THE TASK
Check each line of the listing for the word "full" and give only the number of lines that have it.

ENTRIES SUPPLIED
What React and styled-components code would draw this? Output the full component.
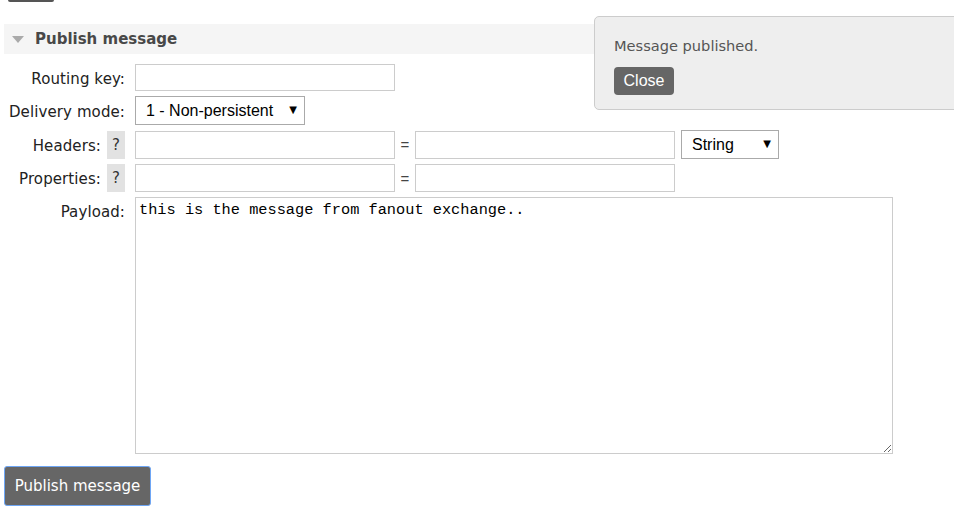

...

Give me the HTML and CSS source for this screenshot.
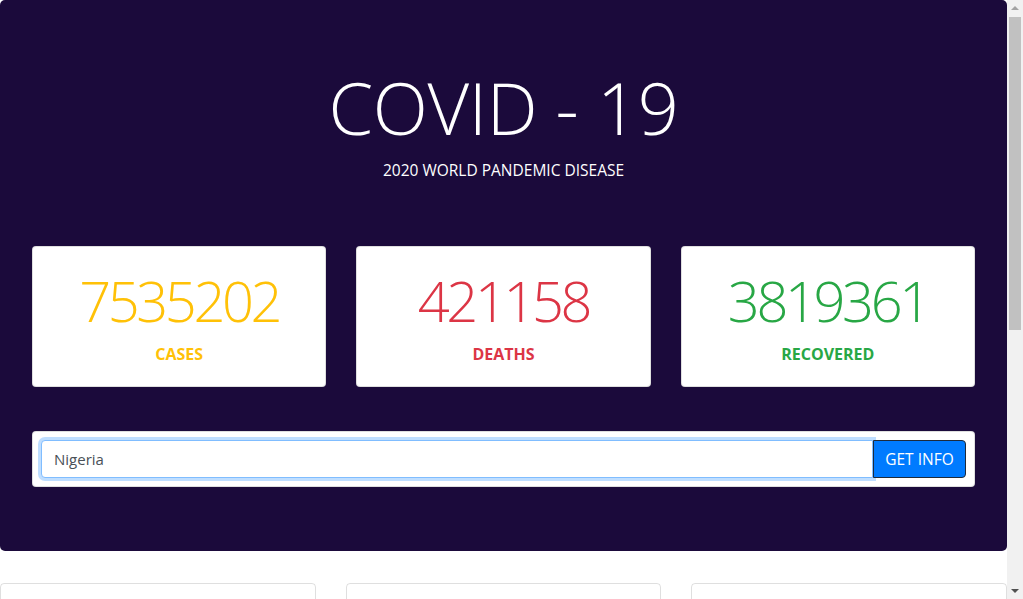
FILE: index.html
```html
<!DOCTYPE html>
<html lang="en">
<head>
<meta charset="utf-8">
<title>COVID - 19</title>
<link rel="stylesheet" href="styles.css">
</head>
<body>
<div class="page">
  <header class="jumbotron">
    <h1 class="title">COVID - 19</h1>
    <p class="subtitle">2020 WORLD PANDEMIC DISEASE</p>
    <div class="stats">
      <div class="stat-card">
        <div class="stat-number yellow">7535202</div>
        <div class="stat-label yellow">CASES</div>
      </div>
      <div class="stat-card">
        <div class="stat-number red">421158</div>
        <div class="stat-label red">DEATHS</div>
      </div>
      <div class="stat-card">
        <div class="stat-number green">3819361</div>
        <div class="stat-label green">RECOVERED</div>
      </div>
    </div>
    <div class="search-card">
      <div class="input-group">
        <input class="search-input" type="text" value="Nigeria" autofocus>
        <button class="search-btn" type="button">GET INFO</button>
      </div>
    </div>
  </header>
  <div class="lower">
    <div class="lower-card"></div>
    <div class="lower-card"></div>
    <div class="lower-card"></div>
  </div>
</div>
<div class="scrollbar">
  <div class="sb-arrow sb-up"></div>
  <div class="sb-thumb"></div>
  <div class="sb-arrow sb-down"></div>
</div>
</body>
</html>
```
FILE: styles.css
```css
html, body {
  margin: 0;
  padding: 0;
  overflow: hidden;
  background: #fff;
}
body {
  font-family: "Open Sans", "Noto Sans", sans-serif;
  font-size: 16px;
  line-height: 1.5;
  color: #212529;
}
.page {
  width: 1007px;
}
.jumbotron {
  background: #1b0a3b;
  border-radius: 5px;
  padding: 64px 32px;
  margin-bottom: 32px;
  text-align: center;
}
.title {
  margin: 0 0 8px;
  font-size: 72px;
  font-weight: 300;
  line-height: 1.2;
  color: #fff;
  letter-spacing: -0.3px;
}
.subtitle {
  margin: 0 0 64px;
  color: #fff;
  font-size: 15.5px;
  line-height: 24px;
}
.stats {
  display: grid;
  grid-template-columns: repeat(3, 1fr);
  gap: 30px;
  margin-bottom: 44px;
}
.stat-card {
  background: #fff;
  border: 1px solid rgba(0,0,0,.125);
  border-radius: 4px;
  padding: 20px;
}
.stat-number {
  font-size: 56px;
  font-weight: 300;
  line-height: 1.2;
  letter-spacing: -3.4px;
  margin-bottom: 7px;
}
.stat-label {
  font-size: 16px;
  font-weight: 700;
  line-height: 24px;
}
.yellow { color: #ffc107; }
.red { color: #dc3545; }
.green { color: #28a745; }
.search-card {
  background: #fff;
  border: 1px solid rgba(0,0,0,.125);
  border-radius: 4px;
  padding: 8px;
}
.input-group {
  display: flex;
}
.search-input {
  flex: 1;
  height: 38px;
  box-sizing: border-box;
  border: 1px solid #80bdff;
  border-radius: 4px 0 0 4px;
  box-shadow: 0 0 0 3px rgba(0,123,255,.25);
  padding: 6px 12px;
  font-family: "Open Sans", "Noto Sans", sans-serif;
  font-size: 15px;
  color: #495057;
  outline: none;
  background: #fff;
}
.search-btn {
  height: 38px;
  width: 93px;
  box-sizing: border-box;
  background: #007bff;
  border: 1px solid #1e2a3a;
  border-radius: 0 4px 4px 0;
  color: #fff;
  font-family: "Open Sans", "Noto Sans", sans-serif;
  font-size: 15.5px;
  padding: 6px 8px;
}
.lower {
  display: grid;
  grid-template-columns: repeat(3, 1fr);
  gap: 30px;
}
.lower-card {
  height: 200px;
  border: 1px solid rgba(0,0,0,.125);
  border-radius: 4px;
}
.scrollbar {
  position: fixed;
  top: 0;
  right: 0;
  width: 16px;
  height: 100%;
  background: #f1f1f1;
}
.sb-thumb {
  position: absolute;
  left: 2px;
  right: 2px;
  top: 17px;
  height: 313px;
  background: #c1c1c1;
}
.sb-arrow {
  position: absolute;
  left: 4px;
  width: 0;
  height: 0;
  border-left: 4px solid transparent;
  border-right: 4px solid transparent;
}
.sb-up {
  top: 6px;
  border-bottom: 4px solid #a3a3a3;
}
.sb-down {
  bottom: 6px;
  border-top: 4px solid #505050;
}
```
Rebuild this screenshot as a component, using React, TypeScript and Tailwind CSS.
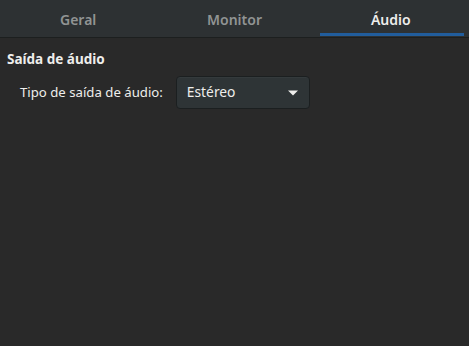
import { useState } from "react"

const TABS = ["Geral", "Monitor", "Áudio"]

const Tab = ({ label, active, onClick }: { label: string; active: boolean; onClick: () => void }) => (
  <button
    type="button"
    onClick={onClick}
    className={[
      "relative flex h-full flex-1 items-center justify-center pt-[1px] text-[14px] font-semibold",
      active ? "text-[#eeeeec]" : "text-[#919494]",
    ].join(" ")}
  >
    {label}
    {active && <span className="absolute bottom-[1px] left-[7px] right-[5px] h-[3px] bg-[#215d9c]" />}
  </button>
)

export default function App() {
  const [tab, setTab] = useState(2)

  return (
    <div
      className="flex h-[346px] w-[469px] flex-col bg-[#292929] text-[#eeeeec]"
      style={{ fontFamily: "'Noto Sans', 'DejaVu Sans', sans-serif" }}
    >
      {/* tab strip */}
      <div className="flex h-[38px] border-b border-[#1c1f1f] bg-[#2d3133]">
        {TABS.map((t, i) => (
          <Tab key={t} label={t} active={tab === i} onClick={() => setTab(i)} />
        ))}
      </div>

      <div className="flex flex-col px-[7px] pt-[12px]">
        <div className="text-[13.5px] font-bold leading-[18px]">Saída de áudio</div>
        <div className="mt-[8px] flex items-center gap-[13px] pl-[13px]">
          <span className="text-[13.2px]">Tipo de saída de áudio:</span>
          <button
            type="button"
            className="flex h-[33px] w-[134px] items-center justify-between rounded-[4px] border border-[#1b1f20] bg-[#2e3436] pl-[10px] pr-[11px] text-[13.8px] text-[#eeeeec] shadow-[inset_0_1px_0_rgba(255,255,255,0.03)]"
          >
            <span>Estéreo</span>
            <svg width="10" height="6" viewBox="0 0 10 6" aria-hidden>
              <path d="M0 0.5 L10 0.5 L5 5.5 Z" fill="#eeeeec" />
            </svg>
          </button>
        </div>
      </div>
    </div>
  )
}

---

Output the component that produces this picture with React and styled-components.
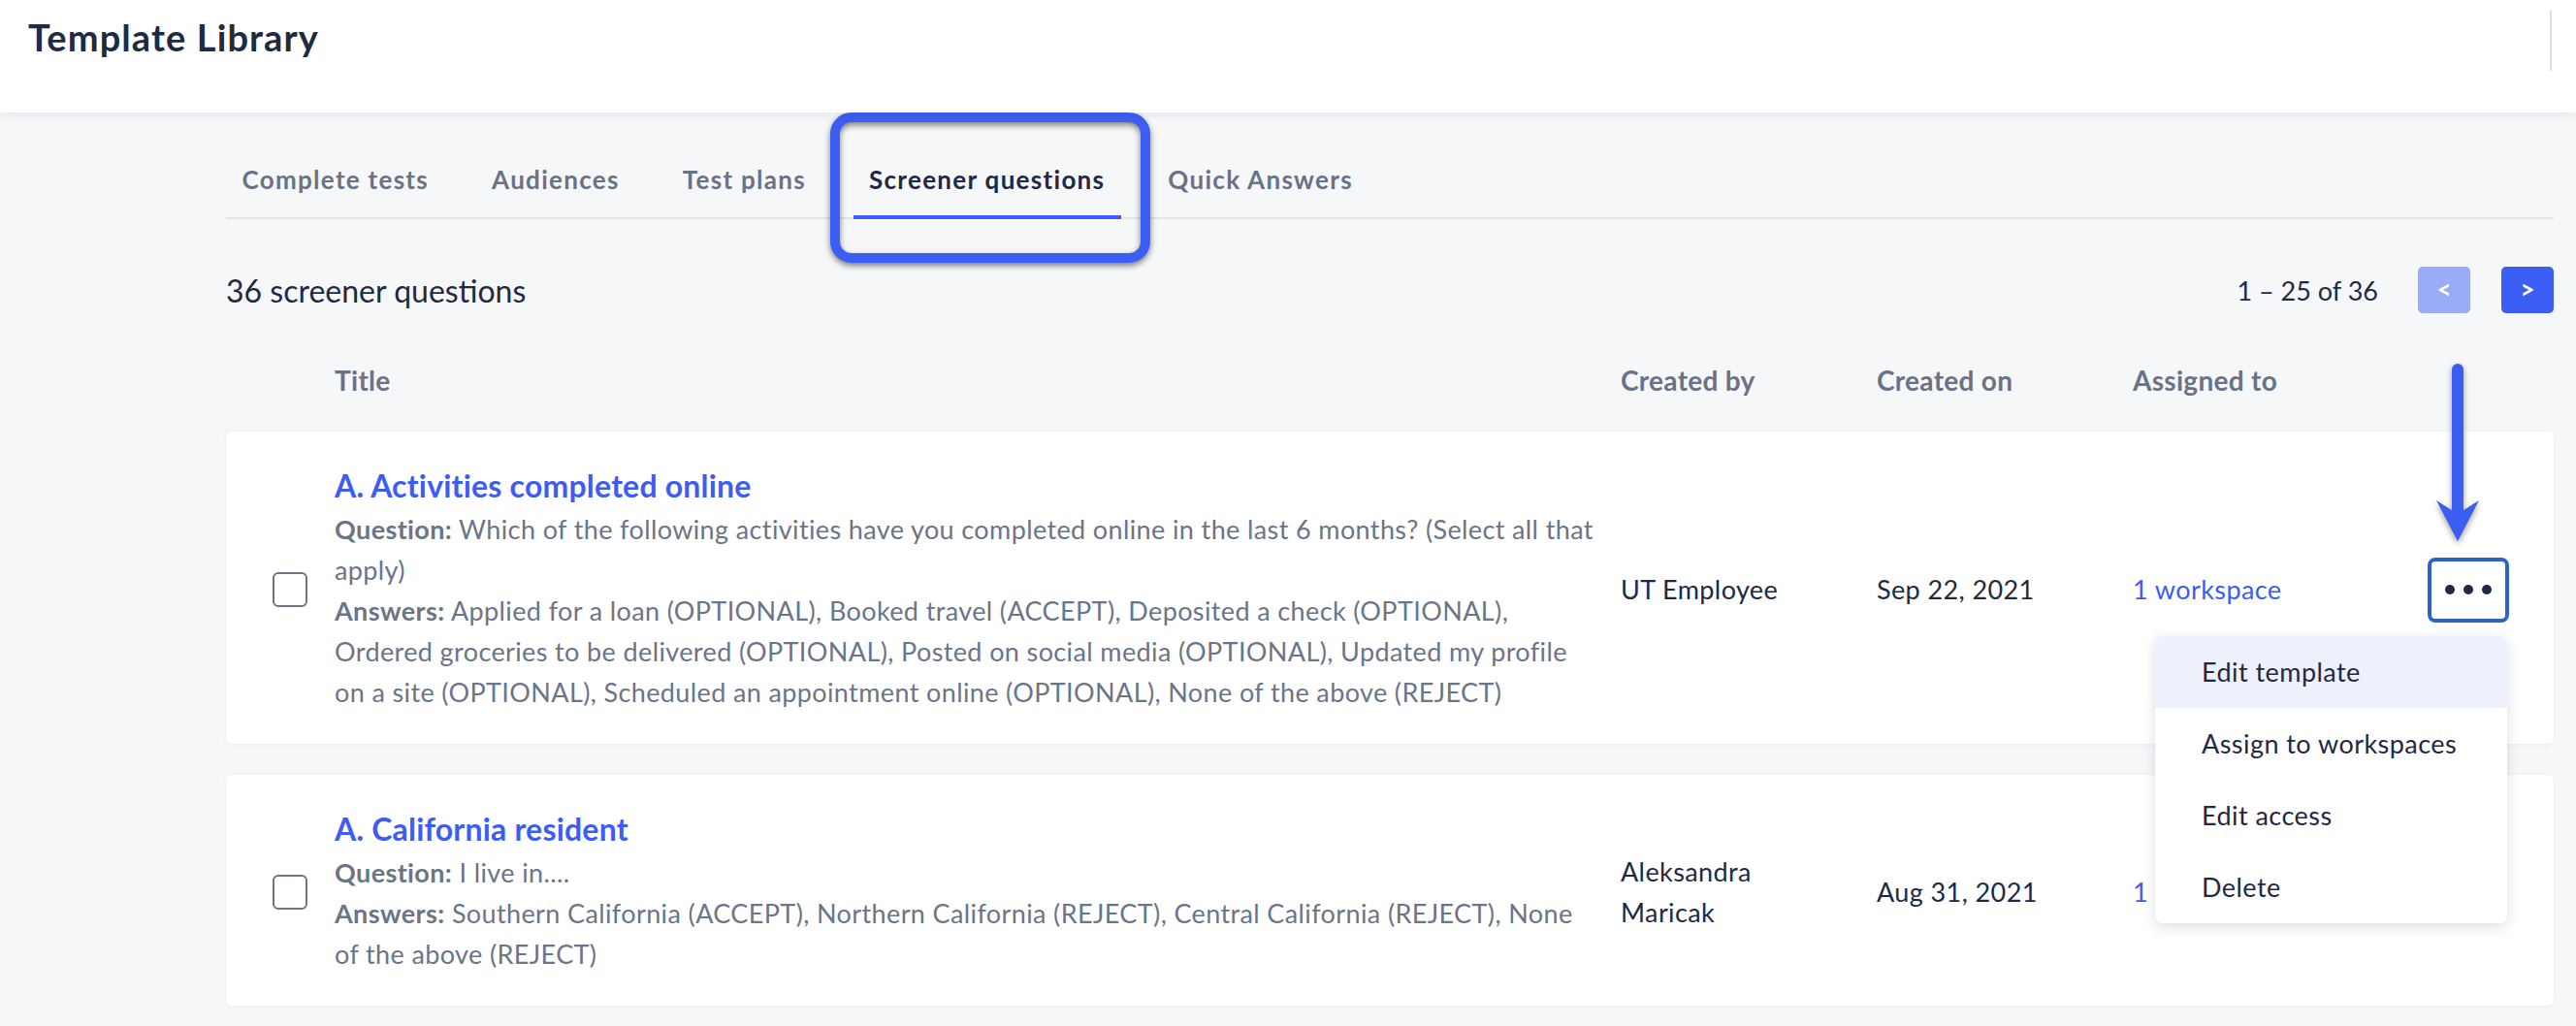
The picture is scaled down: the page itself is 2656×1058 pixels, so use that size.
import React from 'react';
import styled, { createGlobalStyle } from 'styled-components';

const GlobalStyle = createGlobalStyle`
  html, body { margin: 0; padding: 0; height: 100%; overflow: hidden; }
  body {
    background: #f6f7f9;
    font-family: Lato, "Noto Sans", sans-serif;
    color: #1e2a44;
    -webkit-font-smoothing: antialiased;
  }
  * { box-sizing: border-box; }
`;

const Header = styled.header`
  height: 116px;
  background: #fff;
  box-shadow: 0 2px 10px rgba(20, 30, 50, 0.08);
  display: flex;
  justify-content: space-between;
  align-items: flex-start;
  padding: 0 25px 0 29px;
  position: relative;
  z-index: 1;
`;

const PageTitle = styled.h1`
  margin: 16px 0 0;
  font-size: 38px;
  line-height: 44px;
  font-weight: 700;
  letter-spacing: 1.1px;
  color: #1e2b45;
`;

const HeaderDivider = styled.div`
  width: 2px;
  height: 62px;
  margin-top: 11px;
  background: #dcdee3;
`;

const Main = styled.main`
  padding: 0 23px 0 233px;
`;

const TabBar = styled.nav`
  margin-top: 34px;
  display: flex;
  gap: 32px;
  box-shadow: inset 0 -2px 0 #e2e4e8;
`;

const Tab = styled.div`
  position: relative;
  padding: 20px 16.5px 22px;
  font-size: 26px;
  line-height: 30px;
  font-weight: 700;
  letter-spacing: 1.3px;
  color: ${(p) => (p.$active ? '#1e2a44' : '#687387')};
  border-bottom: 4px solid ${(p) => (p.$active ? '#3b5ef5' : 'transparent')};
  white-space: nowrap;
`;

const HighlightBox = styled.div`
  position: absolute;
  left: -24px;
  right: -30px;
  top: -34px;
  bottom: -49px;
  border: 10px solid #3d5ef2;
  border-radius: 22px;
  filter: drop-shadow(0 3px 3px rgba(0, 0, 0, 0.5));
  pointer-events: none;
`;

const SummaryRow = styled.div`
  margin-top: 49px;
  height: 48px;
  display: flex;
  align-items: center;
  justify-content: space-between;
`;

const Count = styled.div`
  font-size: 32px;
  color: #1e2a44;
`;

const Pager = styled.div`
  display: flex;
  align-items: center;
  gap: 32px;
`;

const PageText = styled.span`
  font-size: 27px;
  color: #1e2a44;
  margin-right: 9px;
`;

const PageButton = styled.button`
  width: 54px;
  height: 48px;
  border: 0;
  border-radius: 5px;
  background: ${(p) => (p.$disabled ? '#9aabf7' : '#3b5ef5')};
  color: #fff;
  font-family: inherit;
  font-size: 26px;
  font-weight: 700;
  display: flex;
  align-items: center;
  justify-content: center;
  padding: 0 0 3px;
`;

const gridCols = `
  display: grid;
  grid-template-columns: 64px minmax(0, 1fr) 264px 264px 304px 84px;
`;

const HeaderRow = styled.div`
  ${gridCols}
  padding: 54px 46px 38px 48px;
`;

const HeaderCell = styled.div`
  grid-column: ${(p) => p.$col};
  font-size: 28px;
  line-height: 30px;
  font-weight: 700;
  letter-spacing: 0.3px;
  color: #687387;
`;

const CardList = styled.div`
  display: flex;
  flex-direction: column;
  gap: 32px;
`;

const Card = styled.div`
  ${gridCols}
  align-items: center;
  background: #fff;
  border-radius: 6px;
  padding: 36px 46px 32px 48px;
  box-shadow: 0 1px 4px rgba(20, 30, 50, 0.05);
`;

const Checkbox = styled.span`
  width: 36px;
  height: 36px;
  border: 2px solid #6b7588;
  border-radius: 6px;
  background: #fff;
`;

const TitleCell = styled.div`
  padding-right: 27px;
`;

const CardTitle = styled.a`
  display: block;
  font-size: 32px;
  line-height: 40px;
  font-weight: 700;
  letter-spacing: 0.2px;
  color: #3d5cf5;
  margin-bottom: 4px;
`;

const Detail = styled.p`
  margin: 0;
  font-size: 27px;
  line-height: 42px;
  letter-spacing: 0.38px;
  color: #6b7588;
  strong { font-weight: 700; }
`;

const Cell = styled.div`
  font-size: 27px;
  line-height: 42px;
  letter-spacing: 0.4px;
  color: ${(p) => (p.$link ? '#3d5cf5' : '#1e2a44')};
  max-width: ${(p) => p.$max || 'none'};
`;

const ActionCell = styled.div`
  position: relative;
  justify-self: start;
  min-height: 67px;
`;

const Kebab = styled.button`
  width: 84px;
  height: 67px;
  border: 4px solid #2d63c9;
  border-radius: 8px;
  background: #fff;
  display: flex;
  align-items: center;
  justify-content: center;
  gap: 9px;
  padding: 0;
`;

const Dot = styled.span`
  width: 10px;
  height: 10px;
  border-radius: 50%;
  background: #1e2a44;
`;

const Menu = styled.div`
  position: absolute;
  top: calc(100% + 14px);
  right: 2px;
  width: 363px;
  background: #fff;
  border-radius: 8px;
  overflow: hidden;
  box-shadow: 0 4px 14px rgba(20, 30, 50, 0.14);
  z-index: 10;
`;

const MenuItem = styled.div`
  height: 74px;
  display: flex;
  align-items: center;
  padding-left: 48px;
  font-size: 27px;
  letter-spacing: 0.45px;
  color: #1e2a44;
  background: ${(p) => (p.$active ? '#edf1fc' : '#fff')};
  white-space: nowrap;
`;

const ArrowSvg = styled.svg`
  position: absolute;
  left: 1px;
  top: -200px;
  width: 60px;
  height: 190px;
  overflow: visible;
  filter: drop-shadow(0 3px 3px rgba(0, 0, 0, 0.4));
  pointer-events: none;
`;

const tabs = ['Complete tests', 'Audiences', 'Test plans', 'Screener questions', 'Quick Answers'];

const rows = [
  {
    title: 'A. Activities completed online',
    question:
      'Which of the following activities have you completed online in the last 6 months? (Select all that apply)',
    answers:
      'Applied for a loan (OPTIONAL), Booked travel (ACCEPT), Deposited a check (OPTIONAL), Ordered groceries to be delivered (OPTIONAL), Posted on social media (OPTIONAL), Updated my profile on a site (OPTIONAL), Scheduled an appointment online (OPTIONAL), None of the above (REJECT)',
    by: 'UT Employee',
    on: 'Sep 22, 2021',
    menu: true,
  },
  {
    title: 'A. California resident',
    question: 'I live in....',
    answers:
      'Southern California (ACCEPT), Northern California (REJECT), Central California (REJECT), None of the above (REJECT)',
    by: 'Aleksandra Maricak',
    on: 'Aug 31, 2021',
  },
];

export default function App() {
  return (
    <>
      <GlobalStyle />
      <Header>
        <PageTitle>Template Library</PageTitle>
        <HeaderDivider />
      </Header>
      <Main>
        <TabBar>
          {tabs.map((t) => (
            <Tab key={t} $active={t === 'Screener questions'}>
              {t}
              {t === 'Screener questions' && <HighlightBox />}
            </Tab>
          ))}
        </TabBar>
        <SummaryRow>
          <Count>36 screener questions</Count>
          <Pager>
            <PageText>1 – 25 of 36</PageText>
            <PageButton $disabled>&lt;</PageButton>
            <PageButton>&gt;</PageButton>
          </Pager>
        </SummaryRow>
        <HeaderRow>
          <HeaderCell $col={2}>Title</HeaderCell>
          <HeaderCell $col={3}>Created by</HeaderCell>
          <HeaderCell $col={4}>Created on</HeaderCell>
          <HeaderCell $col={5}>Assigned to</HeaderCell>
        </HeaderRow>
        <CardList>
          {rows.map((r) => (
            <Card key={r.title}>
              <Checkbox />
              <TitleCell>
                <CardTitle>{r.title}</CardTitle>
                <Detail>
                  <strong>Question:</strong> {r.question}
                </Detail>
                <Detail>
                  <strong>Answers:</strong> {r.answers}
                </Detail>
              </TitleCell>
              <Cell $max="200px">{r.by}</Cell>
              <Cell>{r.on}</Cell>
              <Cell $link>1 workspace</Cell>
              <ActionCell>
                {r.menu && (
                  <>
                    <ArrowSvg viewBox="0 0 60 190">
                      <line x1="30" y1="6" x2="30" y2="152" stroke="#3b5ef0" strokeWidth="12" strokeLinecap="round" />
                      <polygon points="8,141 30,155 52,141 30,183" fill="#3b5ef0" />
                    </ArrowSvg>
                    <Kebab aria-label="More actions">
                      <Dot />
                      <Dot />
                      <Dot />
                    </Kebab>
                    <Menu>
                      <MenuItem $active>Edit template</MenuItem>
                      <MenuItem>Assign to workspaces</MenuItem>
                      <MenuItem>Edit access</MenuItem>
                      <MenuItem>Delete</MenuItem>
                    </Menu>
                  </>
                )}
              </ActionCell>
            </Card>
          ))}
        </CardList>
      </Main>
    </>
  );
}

OUTPUT FOR THIS EXERCISE
2